信じられない! という気持ちですね。今シーズンの予定を立てていく上で入っていなかった試合なので、年始に出場が決まったときは本当に衝撃的でした。(出場の)メールがきた時は寝られなかったですね。うれしいが一番ですけど、信じられないが2番ですね。
――ご家族は?
メールが来ていた時は寝ていたので、次の日にすぐ言いました。コーチの青木翔さんにもメールをスクリーンショットしてすぐ連絡しました。「どういうことなんでしょうか?」って言って(笑)。周りのみんなも半信半疑だったんじゃないかなと思います。
――青木翔さんからは何か言われましたか?
「うそでしょ」って(笑)。本当は青木さんにもアメリカに付いてきていただきたかったのですが、帰ってきた後の2週間の隔離期間もありますし、他の選手の方もいるので断念しました。「できる準備はやって行こうね」と言ってくださいました。
――海外への迷いやプロテストを控える中での出場に不安はありませんでしたか?
全くなかったです。オーガスタという舞台に関しては、正直プロテストをパスしてでも行きたいという気持ちでした。コーチの青木さんとお話して、「隔離期間もあるし、テスト前だけどどうする?」という話も出たけど、私は行かなかったら100%後悔するという確信がありました。出られるなら出たいという気持ちでしたね。
ゴルフ人生の中でアマチュアのときにしか出られない試合なので、惹かれるものしかない。出たから後悔することはないと思いました。
――オーガスタというコースのイメージは?
テレビでしか見たことがないのですが、面白そうなコースだなと思っています。グリーンの傾斜を使って寄せたり、戦略的というかお客さんを楽しませるコースだなという印象が強いですね。楽しそうだなという印象しかありません。
私がゴルフを始めた7歳くらいの少し前から父が見ていたんです。そこでタイガー・ウッズ選手が優勝する場面を見て、「私も回りたい」と言っていたんですけど、年齢を重ねるたびに無理だということが分かってきて。そこに立てると思うと、信じられないです。
――印象に残るマスターズは?
やはりおととしのタイガー・ウッズの復活優勝ですね。ちょうどステップ・アップ・ツアーに出ていた時、終わった次の日がマスターズの最終日でした。泣きましたね。とにかく震えたのを覚えています。
――アメリカの印象は?
ゴルフ以外でも憧れがありますね。アメリカの映画やテレビ番組も好きで、特にお気に入りなのが『ハイスクールミュージカル』。学校での勉強の仕方とか方針や環境などがすごく興味深いです。去年、初めてグランドキャニオンに行って。そこにいったときに自分ってすごく小さいんだなと感じました。
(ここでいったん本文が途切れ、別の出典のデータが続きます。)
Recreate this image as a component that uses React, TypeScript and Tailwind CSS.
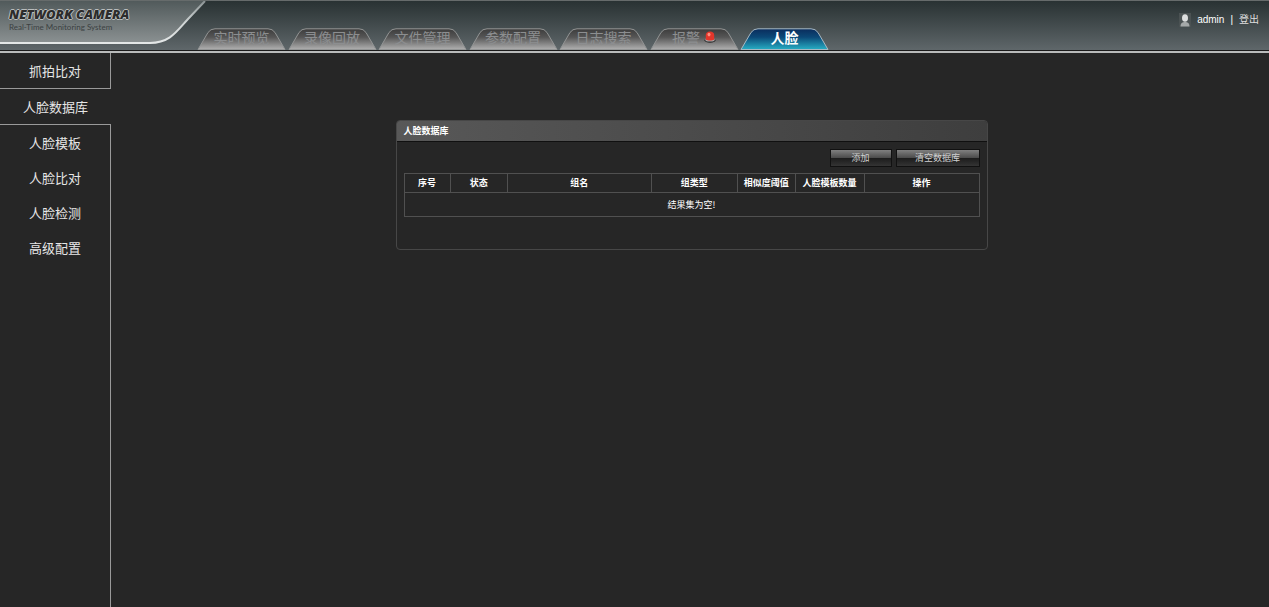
import { useState } from "react";

type MenuId = "capture" | "database" | "template" | "compare" | "detect" | "advanced";

const TABS = [
  { id: "live", label: "实时预览" },
  { id: "playback", label: "录像回放" },
  { id: "files", label: "文件管理" },
  { id: "config", label: "参数配置" },
  { id: "log", label: "日志搜索" },
  { id: "alarm", label: "报警" },
  { id: "face", label: "人脸" },
];

const MENU: { id: MenuId; label: string }[] = [
  { id: "capture", label: "抓拍比对" },
  { id: "database", label: "人脸数据库" },
  { id: "template", label: "人脸模板" },
  { id: "compare", label: "人脸比对" },
  { id: "detect", label: "人脸检测" },
  { id: "advanced", label: "高级配置" },
];

const COLUMNS = [
  { label: "序号", width: "w-[8%]" },
  { label: "状态", width: "w-[10%]" },
  { label: "组名", width: "w-[25%]" },
  { label: "组类型", width: "w-[15%]" },
  { label: "相似度阈值", width: "w-[10%]" },
  { label: "人脸模板数量", width: "w-[12%]" },
  { label: "操作", width: "w-[20%]" },
];

function Logo() {
  return (
    <div className="grid w-[206px] shrink-0">
      <svg viewBox="0 0 206 49" className="col-start-1 row-start-1 h-[49px] w-[206px]" aria-hidden="true">
        <defs>
          <linearGradient id="logo-fill" x1="0" y1="0" x2="0" y2="1">
            <stop offset="0" stopColor="#515a5b" />
            <stop offset="1" stopColor="#8b9192" />
          </linearGradient>
          <linearGradient id="logo-edge" x1="0" y1="1" x2="0" y2="0">
            <stop offset="0" stopColor="#e4e7e7" />
            <stop offset="0.5" stopColor="#cfd4d4" />
            <stop offset="1" stopColor="#8b9394" />
          </linearGradient>
        </defs>
        <path d="M0 0H205L188 18C176 31 170 42 150 42H0Z" fill="url(#logo-fill)" />
        <path d="M0 42H150C170 42 177 30 188 18L205 0" fill="none" stroke="url(#logo-edge)" strokeWidth="2" />
      </svg>
      <div className="col-start-1 row-start-1 pt-[6px] pl-[9px]">
        <div className="font-['Open_Sans',sans-serif] text-[13px] leading-[14px] font-extrabold italic text-[#2c2c2c] [text-shadow:1px_0_#b9bdbd,-1px_0_#b9bdbd,0_1px_#b9bdbd,0_-1px_#b9bdbd]">
          NETWORK CAMERA
        </div>
        <div className="font-['Lato',sans-serif] text-[8px] leading-3 text-[#3b4142]">Real-Time Monitoring System</div>
      </div>
    </div>
  );
}

function TabShape({ active }: { active: boolean }) {
  return (
    <svg viewBox="0 0 89 22" className="col-start-1 row-start-1 h-[22px] w-[89px]" aria-hidden="true">
      <defs>
        <linearGradient id="tab-on" x1="0" y1="0" x2="0" y2="1">
          <stop offset="0" stopColor="#0a2c5c" />
          <stop offset="0.4" stopColor="#0b4877" />
          <stop offset="1" stopColor="#27aec4" />
        </linearGradient>
        <linearGradient id="tab-off" x1="0" y1="0" x2="0" y2="1">
          <stop offset="0" stopColor="#3c3c3c" />
          <stop offset="0.4" stopColor="#555555" />
          <stop offset="1" stopColor="#b0b0b0" />
        </linearGradient>
      </defs>
      <path
        d="M1 21.5L11 4.5Q13.5 .8 18 .8H71Q75.5 .8 78 4.5L88 21.5Z"
        fill={active ? "url(#tab-on)" : "url(#tab-off)"}
        stroke={active ? "#a9b9c3" : "#939595"}
      />
    </svg>
  );
}

function AlarmIcon() {
  return (
    <svg viewBox="0 0 12 12" className="h-3 w-3" aria-hidden="true">
      <ellipse cx="6" cy="9.3" rx="5.5" ry="2.4" fill="#2b2b2b" />
      <ellipse cx="6" cy="8.7" rx="4.8" ry="1.9" fill="#a9a9a9" />
      <path d="M1.8 8.5V4.2C1.800 1.800 3.600.6 6 .6S10.200 1.800 10.200 4.200V8.500C8.500 9.800 3.500 9.800 1.800 8.500Z" fill="#e3362b" />
      <ellipse cx="5" cy="3.6" rx="1.5" ry="1.8" fill="#ff8f80" />
    </svg>
  );
}

function UserIcon() {
  return (
    <svg viewBox="0 0 12 14" className="h-[14px] w-3" aria-hidden="true">
      <rect width="12" height="14" fill="#4b5253" />
      <path d="M1.500 13.500C1.500 10 3.500 9 6 9S10.500 10 10.500 13.500Z" fill="#a5a9a9" />
      <ellipse cx="6" cy="5" rx="3" ry="3.8" fill="#dcdede" />
    </svg>
  );
}

function Header() {
  const [activeTab, setActiveTab] = useState("face");

  return (
    <header className="border-b-2 border-[#b9bbbb]">
      <div className="flex h-[51px] items-stretch border-t border-b border-t-[#666b6b] border-b-[#1a1a1a] bg-linear-to-b from-[#293233] to-[#5f676a]">
        <Logo />
        <nav className="-ml-[9px] flex w-[632px] shrink-0 items-end justify-between">
          {TABS.map((t) => (
            <button key={t.id} onClick={() => setActiveTab(t.id)} className="grid h-[22px] cursor-pointer">
              <TabShape active={activeTab === t.id} />
              <span
                className={`col-start-1 row-start-1 flex h-[18px] items-center justify-center gap-1 text-[14px] leading-[18px] ${
                  activeTab === t.id ? "font-bold text-white" : "text-[#8c8e90]"
                }`}
              >
                {t.label}
                {t.id === "alarm" && <AlarmIcon />}
              </span>
            </button>
          ))}
        </nav>
        <div className="ml-auto flex items-center gap-[6px] pr-[10px] pb-[12px] font-['Liberation_Sans','Noto_Sans_CJK_SC',sans-serif] text-[10px] leading-4 whitespace-nowrap text-white">
          <UserIcon />
          <span>admin</span>
          <span>|</span>
          <a href="#logout" className="text-[#dedede]">登出</a>
        </div>
      </div>
    </header>
  );
}

function Sidebar() {
  const [activeItem, setActiveItem] = useState<MenuId>("database");

  return (
    <nav className="flex w-[111px] shrink-0 flex-col">
      {MENU.map((m) => (
        <button
          key={m.id}
          onClick={() => setActiveItem(m.id)}
          className={`cursor-pointer text-center text-[13px] text-[#e6e6e6] ${
            activeItem === m.id ? "h-[37px] border-y border-[#9a9a9a]" : "h-[35px] border-r border-[#9a9a9a]"
          }`}
        >
          {m.label}
        </button>
      ))}
      <div className="flex-1 border-r border-[#9a9a9a]" />
    </nav>
  );
}

function ToolButton({ label, className }: { label: string; className: string }) {
  return (
    <button
      className={`h-[18px] cursor-pointer border border-[#111111] bg-[linear-gradient(#808080,#4a4a4a_50%,#1c1c1c_51%,#343434)] text-[9px] leading-4 text-[#d0d0d0] ${className}`}
    >
      {label}
    </button>
  );
}

function GroupTable() {
  return (
    <table className="w-full table-fixed border-collapse text-center text-[9px] leading-3 text-white">
      <thead>
        <tr className="h-[19px]">
          {COLUMNS.map((c) => (
            <th key={c.label} className={`border border-[#505050] p-0 font-bold whitespace-nowrap ${c.width}`}>
              {c.label}
            </th>
          ))}
        </tr>
      </thead>
      <tbody>
        <tr className="h-[24px]">
          <td colSpan={COLUMNS.length} className="border border-[#505050] p-0">
            结果集为空!
          </td>
        </tr>
      </tbody>
    </table>
  );
}

export default function App() {
  return (
    <div className="flex min-h-screen flex-col bg-[#262626] font-['Noto_Sans_CJK_SC',sans-serif]">
      <Header />
      <div className="flex flex-1">
        <Sidebar />
        <main className="flex flex-1 items-start justify-center pt-[67px] pl-[3px]">
          <section className="w-full max-w-[592px] overflow-hidden rounded-[4px] border border-[#474747] pb-8">
            <h1 className="-mx-px -mt-px h-[22px] border-b border-[#101010] bg-linear-to-r from-[#585858] to-[#3e3e3e] pl-2 text-[9px] leading-[21px] font-bold text-white">
              人脸数据库
            </h1>
            <div className="flex flex-col gap-[6px] px-[7px] pt-[7px]">
              <div className="flex justify-end gap-1">
                <ToolButton label="添加" className="w-[62px]" />
                <ToolButton label="清空数据库" className="w-[84px]" />
              </div>
              <GroupTable />
            </div>
          </section>
        </main>
      </div>
    </div>
  );
}
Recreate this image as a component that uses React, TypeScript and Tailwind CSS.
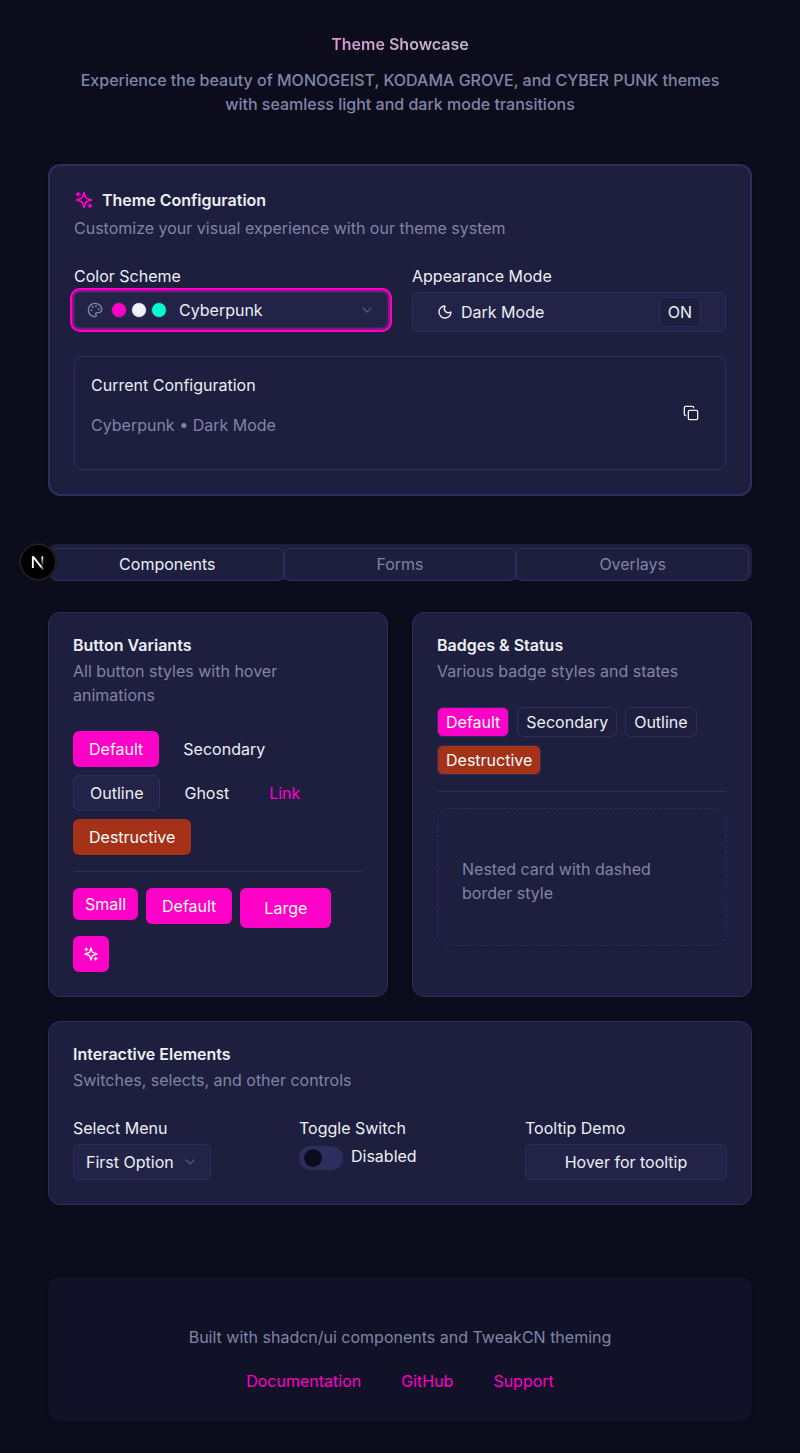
import { useState } from "react";
import type { ReactNode, ButtonHTMLAttributes } from "react";
import { ChevronDown, Copy, Moon, Palette } from "lucide-react";
import clsx from "clsx";

type Variant = "default" | "secondary" | "outline" | "ghost" | "link" | "destructive";
type Size = "sm" | "md" | "lg" | "icon";

const buttonVariants: Record<Variant, string> = {
  default: "bg-[#ff00c8] text-white shadow-xs",
  secondary: "bg-[#1e1e3f] text-[#eceff4] shadow-xs",
  outline: "border border-[#2e2e5e] bg-[#232348] text-[#eceff4] shadow-xs",
  ghost: "text-[#eceff4]",
  link: "text-[#ff00c8] underline-offset-4 hover:underline",
  destructive: "bg-[#a53119] text-white shadow-xs",
};

const buttonSizes: Record<Size, string> = {
  sm: "h-8 px-3",
  md: "h-9 px-4",
  lg: "h-10 px-6",
  icon: "size-9",
};

type ButtonProps = ButtonHTMLAttributes<HTMLButtonElement> & { variant?: Variant; size?: Size };

function Button({ variant = "default", size = "md", className, ...props }: ButtonProps) {
  return (
    <button
      type="button"
      className={clsx(
        "inline-flex items-center justify-center gap-2 whitespace-nowrap rounded-md",
        buttonVariants[variant],
        buttonSizes[size],
        className,
      )}
      {...props}
    />
  );
}

function SparklesIcon({ className }: { className: string }) {
  return (
    <svg
      viewBox="0 0 24 24"
      fill="none"
      stroke="currentColor"
      strokeWidth="2"
      strokeLinecap="round"
      strokeLinejoin="round"
      className={className}
      aria-hidden="true"
    >
      <path d="m12 3-1.912 5.813a2 2 0 0 1-1.275 1.275L3 12l5.813 1.912a2 2 0 0 1 1.275 1.275L12 21l1.912-5.813a2 2 0 0 1 1.275-1.275L21 12l-5.813-1.912a2 2 0 0 1-1.275-1.275L12 3Z" />
      <path d="M5 3v4" />
      <path d="M19 17v4" />
      <path d="M3 5h4" />
      <path d="M17 19h4" />
    </svg>
  );
}

const badgeVariants = {
  default: "bg-[#ff00c8] text-white",
  outline: "bg-[#1e1e3f] text-[#eceff4]",
  destructive: "bg-[#a53119] text-white",
};

function Badge({ variant = "outline", children }: { variant?: keyof typeof badgeVariants; children: ReactNode }) {
  return (
    <span className={clsx("rounded-md border border-[#2e2e5e] px-2 py-0.5", badgeVariants[variant])}>
      {children}
    </span>
  );
}

function Card({ title, description, children }: { title: string; description: string; children: ReactNode }) {
  return (
    <section className="flex flex-col gap-6 rounded-xl border border-[#2e2e5e] bg-[#1e1e3f] p-6 shadow-sm">
      <div className="flex flex-col gap-1.5">
        <h2 className="font-semibold leading-none">{title}</h2>
        <p className="text-[#8085a6]">{description}</p>
      </div>
      {children}
    </section>
  );
}

const schemes = [
  { name: "Cyberpunk", dots: ["bg-[#ff00c8]", "bg-[#f0f0ff]", "bg-[#00ffcc]"] },
  { name: "Monogeist", dots: ["bg-[#737373]", "bg-[#262626]", "bg-[#e5e5e5]"] },
  { name: "Kodama Grove", dots: ["bg-[#8d9d4f]", "bg-[#decea0]", "bg-[#dbc894]"] },
];

const tabs = ["Components", "Forms", "Overlays"];

function ThemeConfiguration() {
  const [scheme, setScheme] = useState("Cyberpunk");
  const [dark, setDark] = useState(true);
  const active = schemes.find((s) => s.name === scheme) ?? schemes[0];
  const mode = dark ? "Dark Mode" : "Light Mode";

  return (
    <section className="mb-12 flex flex-col gap-6 rounded-xl border-2 border-[#2e2e5e] bg-[#1e1e3f] p-6 shadow-sm">
      <div className="flex flex-col gap-1.5">
        <h2 className="flex items-center gap-2 font-semibold leading-none">
          <SparklesIcon className="size-5 text-[#ff00c8]" />
          Theme Configuration
        </h2>
        <p className="text-[#8085a6]">Customize your visual experience with our theme system</p>
      </div>

      <div className="grid grid-cols-2 items-start gap-6">
        <div className="flex flex-col gap-1">
          <label htmlFor="scheme">Color Scheme</label>
          <div className="flex h-9 items-center rounded-md border border-[#2e2e5e] bg-[#232348] px-3 ring-[3px] ring-[#ff00c8]/50 outline-2 outline-offset-2 outline-[#ff00c8]">
            <Palette className="mr-2 size-4 text-[#8085a6]" />
            <span className="mr-3 flex gap-1">
              {active.dots.map((dot) => (
                <span key={dot} className={clsx("size-4 rounded-full border border-[#2e2e5e]", dot)} />
              ))}
            </span>
            <select
              id="scheme"
              value={scheme}
              onChange={(e) => setScheme(e.target.value)}
              className="min-w-0 flex-1 appearance-none bg-transparent outline-none"
            >
              {schemes.map((s) => (
                <option key={s.name}>{s.name}</option>
              ))}
            </select>
            <ChevronDown className="size-4 text-[#8085a6] opacity-50" />
          </div>
        </div>

        <div className="flex flex-col gap-1">
          <label htmlFor="mode">Appearance Mode</label>
          <Button id="mode" variant="outline" size="lg" className="w-full" onClick={() => setDark(!dark)}>
            <Moon className="size-4" />
            <span className="flex-1 text-left">{mode}</span>
            <Badge>{dark ? "ON" : "OFF"}</Badge>
          </Button>
        </div>
      </div>

      <div className="flex items-center justify-between rounded-lg border border-[#2e2e5e] p-4">
        <div className="flex flex-col gap-4 pb-4">
          <p>Current Configuration</p>
          <p className="text-[#8085a6]">
            {scheme} • {mode}
          </p>
        </div>
        <Button variant="ghost" size="icon" aria-label="Copy configuration">
          <Copy className="size-4" />
        </Button>
      </div>
    </section>
  );
}

export default function App() {
  const [tab, setTab] = useState("Components");
  const [on, setOn] = useState(false);

  return (
    <div className="min-h-screen bg-[#0c0c1d] px-12 py-8 font-['Inter',sans-serif] text-base text-[#eceff4]">
      <header className="mb-12 flex flex-col gap-3 text-center font-medium">
        <h1 className="bg-linear-to-r from-[#ff00c8] to-[#00ffcc] bg-clip-text font-semibold text-transparent">
          Theme Showcase
        </h1>
        <p className="mx-auto max-w-2xl text-[#8085a6]">
          Experience the beauty of MONOGEIST, KODAMA GROVE, and CYBER PUNK themes with seamless light and dark mode
          transitions
        </p>
      </header>

      <ThemeConfiguration />

      <div role="tablist" className="mb-8 grid h-9 grid-cols-3 rounded-lg bg-[#1e1e3f] px-[3px] pt-1">
        {tabs.map((name) => (
          <button
            key={name}
            type="button"
            role="tab"
            aria-selected={tab === name}
            onClick={() => setTab(name)}
            className={clsx(
              "h-[33px] rounded-md border border-[#2e2e5e] bg-[#1e1e3f] pb-px",
              tab === name ? "text-[#eceff4]" : "text-[#8085a6]",
            )}
          >
            {name}
          </button>
        ))}
      </div>

      <main className="flex flex-col gap-6">
        <div className="grid grid-cols-2 gap-6">
          <Card title="Button Variants" description="All button styles with hover animations">
            <div className="flex flex-col gap-4">
              <div className="flex flex-wrap gap-2">
                <Button>Default</Button>
                <Button variant="secondary">Secondary</Button>
                <Button variant="outline">Outline</Button>
                <Button variant="ghost">Ghost</Button>
                <Button variant="link">Link</Button>
                <Button variant="destructive">Destructive</Button>
              </div>
              <hr className="border-[#2e2e5e]" />
              <div className="flex flex-wrap items-start gap-2">
                <Button size="sm">Small</Button>
                <Button>Default</Button>
                <Button size="lg">Large</Button>
                <Button size="icon" aria-label="Sparkles">
                  <SparklesIcon className="size-4" />
                </Button>
              </div>
            </div>
          </Card>

          <Card title="Badges & Status" description="Various badge styles and states">
            <div className="flex flex-col gap-4">
              <div className="flex flex-wrap gap-2">
                <Badge variant="default">Default</Badge>
                <Badge>Secondary</Badge>
                <Badge>Outline</Badge>
                <Badge variant="destructive">Destructive</Badge>
              </div>
              <hr className="border-[#2e2e5e]" />
              <div className="rounded-xl border border-dashed border-[#2e2e5e] px-6 pt-12 pb-10 shadow-sm">
                <p className="text-[#8085a6]">Nested card with dashed border style</p>
              </div>
            </div>
          </Card>
        </div>

        <Card title="Interactive Elements" description="Switches, selects, and other controls">
          <div className="grid grid-cols-3 gap-6">
            <div className="flex flex-col items-start gap-1">
              <label htmlFor="menu">Select Menu</label>
              <div className="flex h-9 items-center gap-2 rounded-md border border-[#2e2e5e] bg-[#232348] px-3 shadow-xs">
                <select id="menu" className="appearance-none bg-transparent outline-none">
                  <option>First Option</option>
                  <option>Second</option>
                  <option>Third</option>
                </select>
                <ChevronDown className="size-4 text-[#8085a6] opacity-50" />
              </div>
            </div>

            <div className="flex flex-col gap-1">
              <span>Toggle Switch</span>
              <div className="flex items-start gap-2">
                <input
                  id="toggle"
                  type="checkbox"
                  role="switch"
                  checked={on}
                  onChange={() => setOn(!on)}
                  className="mt-0.5 flex h-6 w-11 shrink-0 appearance-none items-center rounded-full bg-[#2e2e5e] px-[5px] before:size-[18px] before:rounded-full before:bg-[#0c0c1d] checked:justify-end checked:bg-[#ff00c8]"
                />
                <label htmlFor="toggle">{on ? "Enabled" : "Disabled"}</label>
              </div>
            </div>

            <div className="flex flex-col gap-1">
              <span>Tooltip Demo</span>
              <Button variant="outline" title="Tooltip">
                Hover for tooltip
              </Button>
            </div>
          </div>
        </Card>
      </main>

      <footer className="mt-18 flex flex-col items-center gap-4 rounded-xl bg-[#111127] px-6 pt-12 pb-6 shadow-sm">
        <p className="text-[#8085a6]">Built with shadcn/ui components and TweakCN theming</p>
        <nav className="flex gap-4">
          {["Documentation", "GitHub", "Support"].map((name) => (
            <a key={name} href="#" className="flex h-8 items-center px-3 text-[#ff00c8]">
              {name}
            </a>
          ))}
        </nav>
      </footer>

      <button
        type="button"
        aria-label="Open developer tools"
        className="absolute top-[544px] left-5 flex size-9 items-center justify-center rounded-full bg-black ring-1 ring-[#171717] inset-ring inset-ring-white/15"
      >
        <svg viewBox="0 0 36 36" className="size-9" fill="none" aria-hidden="true">
          <defs>
            <linearGradient id="diagonal" x1="9.956" y1="11.123" x2="15.478" y2="17.967" gradientUnits="userSpaceOnUse">
              <stop stopColor="#fff" />
              <stop offset="0.604" stopColor="#fff" stopOpacity="0" />
              <stop offset="1" stopColor="#fff" stopOpacity="0" />
            </linearGradient>
            <linearGradient id="stem" x1="11.822" y1="1.4" x2="11.792" y2="11.6" gradientUnits="userSpaceOnUse">
              <stop stopColor="#fff" />
              <stop offset="1" stopColor="#fff" stopOpacity="0" />
            </linearGradient>
          </defs>
          <g transform="translate(10.5 11)">
            <path d="M13.3 15.2 2.34 1.4V13" stroke="url(#diagonal)" strokeWidth="1.86" strokeLinejoin="bevel" />
            <path d="M11.825 1.4V13" stroke="url(#stem)" strokeWidth="1.86" />
          </g>
        </svg>
      </button>
    </div>
  );
}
そういった世界遺産にも、アメリカにいる人にもすべてに憧れがある。いつか自分の力で行ってみたいと思う場所でした。
――緊張しそうですか?
実際に立つと震えるかもしれないですし、楽しいという気持ちが勝つかもしれません。今は楽しみが勝っていますね。エリエールや全米女子オープンでは緊張しなかったですが、その時からは変わっているかもしれません。
――目標は?
まずは決勝ラウンドに行ってオーガスタでプレーすることですね。そこから先は通ってから考えたいですね。まずは予選ラウンドを通過するために準備していきたいです。